Вечером, когда открывается дверь в комнату, у меня уже наготове извинения. Чем больше я думаю о Бритве и его шахболе, тем больше чувствую себя как хулиган на пляже, который топчет песочные замки малышей.
– Привет, Бритва. Я…
У меня отвисает челюсть. С подносом входит какой-то мальчишка лет двенадцати-тринадцати.
– Где Бритва? – спрашиваю я.
Я бы даже сказала: требую ответа.
– Не знаю, – писклявым голосом отвечает мальчишка. – Мне дали поднос и велели отнести.
– «Отнести», – тупо повторяю я.
Бритву сняли с наряда. Может, шахбол – это нарушение распорядка. Может, Вош разозлился из-за того, что два подростка пару часов провели за игрой, как маленькие. Отчаяние вызывает привыкание и у наблюдающего, и у того, за кем наблюдают.
Или это Бритва на меня разозлился. Возможно, он сам попросил, чтобы его сняли с наряда, забрал свою коробку с шахболом и вернулся в казарму.
В ту ночь я плохо спала, хотя что это за ночь, если в комнате не гаснет стерильный свет. Температура поднялась почти до сорока, моя иммунная система из последних сил сопротивлялась вторжению микроскопических роботов. Я смутно видела, как зеленые цифры на мониторе медленно ползут вверх, и соскальзывала в полубред-полусон.
«Сука! Отстань от меня! Знаешь, почему эту игру называют бейсбол? Глубокий проход в центр поля! Мне конец. Береги себя».
Потертая серебряная монетка вращается в пальцах Бритвы.
«Это глубокий проход. Глубокий проход».
Медленно нагибаюсь к доске: полевые игроки идут вперед, второй бейсмен и шорт-стоп отходят назад. Левый идет вправо.
«Промах на линии первой базы!»
Полевые игроки бегут вперед, бейсмен – назад. Бумс! Филдеры – вперед, инфилд – назад, срезает поперек вправо. Первый бейсмен – назад, правый филдер – вперед. Бумс! Вперед-назад-поперек. Вперед-назад. Бумс.
Снова и снова. Давай перейдем к повторам. Вверх-вниз-поперек. Вверх-вниз.
Бумс.
Сна ни в одном глазу. Смотрю на потолок. Нет. Так тоже не могу увидеть. Лучше с закрытыми глазами.
Центральный и левый чертят линии вниз. Левый чертит поперечную линию.
«Н».
Правый идет вперед. Первый бейсмен бежит обратно.
«I».[16]
О, перестань. Это глупо. Ты бредишь.
Когда я в ту ночь вернулась в наш лагерь с водкой, отец уже умер. Он лежал в позе эмбриона, лицо в крови – он пытался ногтями вырвать жуков, которые поселились в его мозгу.

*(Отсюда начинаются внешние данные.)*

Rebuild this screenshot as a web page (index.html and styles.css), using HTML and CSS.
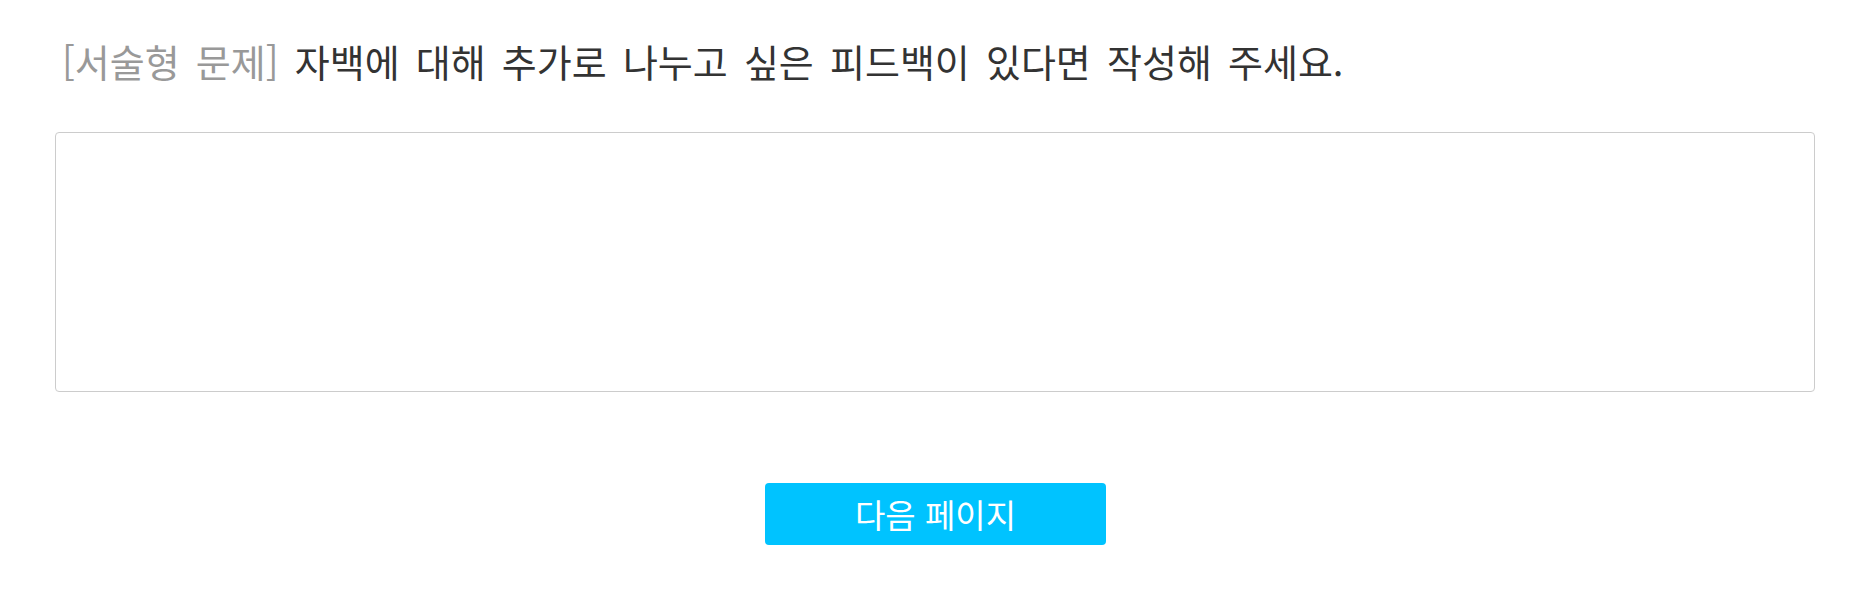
FILE: index.html
```html
<!DOCTYPE html>
<html lang="ko">
<head>
<meta charset="utf-8">
<link rel="stylesheet" href="styles.css">
</head>
<body>
<div class="page">
  <h2 class="question"><span class="tag">[서술형 문제]</span> 자백에 대해 추가로 나누고 싶은 피드백이 있다면 작성해 주세요.</h2>
  <textarea class="answer"></textarea>
  <div class="actions">
    <button class="next">다음 페이지</button>
  </div>
</div>
</body>
</html>
```
FILE: styles.css
```css
html, body {
  margin: 0;
  padding: 0;
  background: #fff;
}
body {
  font-family: "Noto Sans CJK KR", "Noto Sans", sans-serif;
  color: #333;
}
.page {
  padding: 39px 58px 0 55px;
}
.question {
  margin: 0 0 0 7px;
  font-size: 38px;
  font-weight: 400;
  line-height: 44px;
  word-spacing: 5.5px;
  color: #333;
}
.tag {
  color: #999;
}
.answer {
  display: block;
  box-sizing: border-box;
  width: 1760px;
  height: 260px;
  margin-top: 49px;
  border: 1px solid #ccc;
  border-radius: 4px;
  resize: none;
  outline: none;
  font-family: inherit;
}
.actions {
  display: flex;
  justify-content: center;
  margin-top: 91px;
  width: 1760px;
}
.next {
  width: 341px;
  height: 62px;
  margin-left: 1px;
  border: none;
  border-radius: 4px;
  background: #00c3ff;
  color: #fff;
  font-family: inherit;
  font-size: 33px;
  padding: 0;
}
```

Сукой он назвал меня перед тем, как я ушла на поиски отравы, которая могла спасти ему жизнь. Он меня и по-другому называл. Называл именем женщины, которая бросила нас, когда мне было три года. Он думал, что я – моя мама. Это забавно, потому что с четырнадцати лет я была ему как мама: кормила, обстирывала, прибиралась в доме, следила, чтобы он не угробился сдуру. И каждый день я ходила в школу в отглаженной форме, а меня там звали Ее Величество Марика и говорили, что я считаю себя лучше других, потому что мой отец – полузнаменитый художник, рекурсивный гений. А на самом деле бо́льшую часть времени он не понимал, на какой планете живет. К моему возвращению из школы он обычно впадал в прострацию. Но я позволяла людям думать, что мне хорошо, так же как позволила Салливан считать, что она права насчет меня. Я не просто культивировала эти заблуждения – жила ими. Даже после того, как весь мир рухнул, я продолжала за них цепляться. Но когда отец умер, я сказала себе: хватит. Больше никакой показной отваги, никаких несбыточных надежд; больше я не буду притворяться, будто все хорошо, когда все совсем наоборот. До этого я думала, что это круто – притворяться. Я называла это оптимизмом, смелостью, умением высоко держать голову и еще по-всякому, в зависимости от ситуации. Это не круто. Это как раз самое точное определение слабости. Я стыдилась болезни отца и злилась на него, но и сама тоже была виновата. Я играла в эту игру до самого конца – когда он называл меня именем мамы, я его не поправляла.